This is the central site for a long-term project to research, examine, and respond to the radical collective of writers, theorists, architects, and visual artists who operated in Paris between 1829 and 1835 under the names of the Jeunes France & the Bouzingo, and through them to build a critical understanding of French Romanticist subculture through the historical lens of a continuing politically vigilant Anglophone avant-garde.

Sunday, August 20, 2017

New Release: REVANANCE Journal, Issue 2!

Rêvenance: A Zine of Hauntings from Underground Histories. Issue 2.
–ed. Olchar E. Lindsann
Revenance 2 cover
 
Rêvenance
is the flagship journal of the Resurrecting the Bouzingo project and Revenant Editions series, dedicated to the forgotten or untold histories of 19th Century avant-garde and other countercultures. It includes essays, translations, and many experimental forms of historical writing and research that connect those traditions to continuing radical communities today.
 
This issue includes an 1832 satire of the Bouzingo translated by Elizabeth Birdsall, essays on experimental historiography by Olchar E. Lindsann and Gleb Kolomiets, poems by Arthur Cravan, Marceline Debordes-Valmore, Ivan Gilkin, and Francis Vielé-Griffin (the latter from a manuscript previously unpublished even in French), the preface to Roger de Beauvoir’s 1840 book about the 18th Century black musician and revolutionary soldier the Chevalier de Saint-Georges, a biography of a 17th Century female scam artist known as The German Princess, a 1912 review of Arthur Cravan’s proto-Dada journal Maintenant, transductions by O. Lindsann of poems from the Chat Noir group, and images by Célestin Nanteuil.
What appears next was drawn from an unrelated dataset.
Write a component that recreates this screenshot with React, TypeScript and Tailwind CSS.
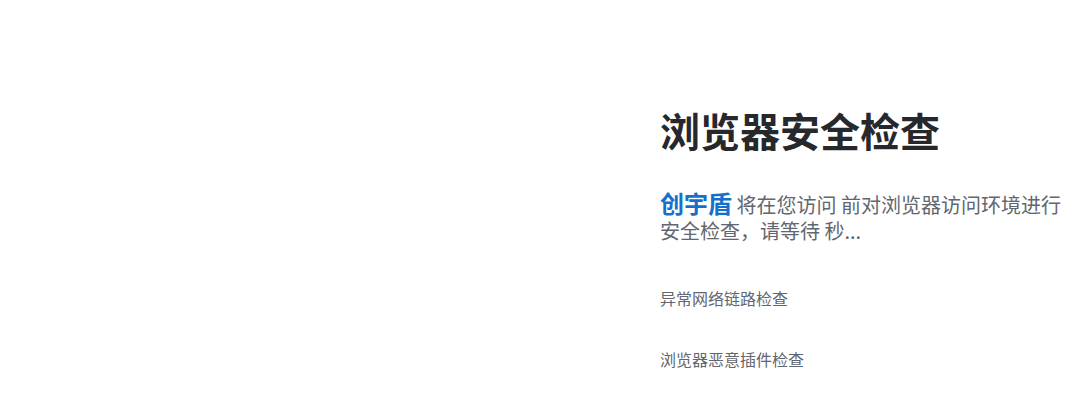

Featuring: Olchar E. Lindsann, Gleb Kolomiets, Elizabeth Birdsall, Raymond E. André III, Marceline Desbordes-Valmore, Arthur Cravan, Célestin Nanteuil, The Chat Noir, Ivan Gilkin, Roger de Beauvoir, Fernand Clerget, Albert Sérieys, Francis Vielé-Griffin, “The German Princess”, Alphonse Karr, Charles-Henry Hirsch, Charles Whitehead, John Payne, & Léon Gozlan.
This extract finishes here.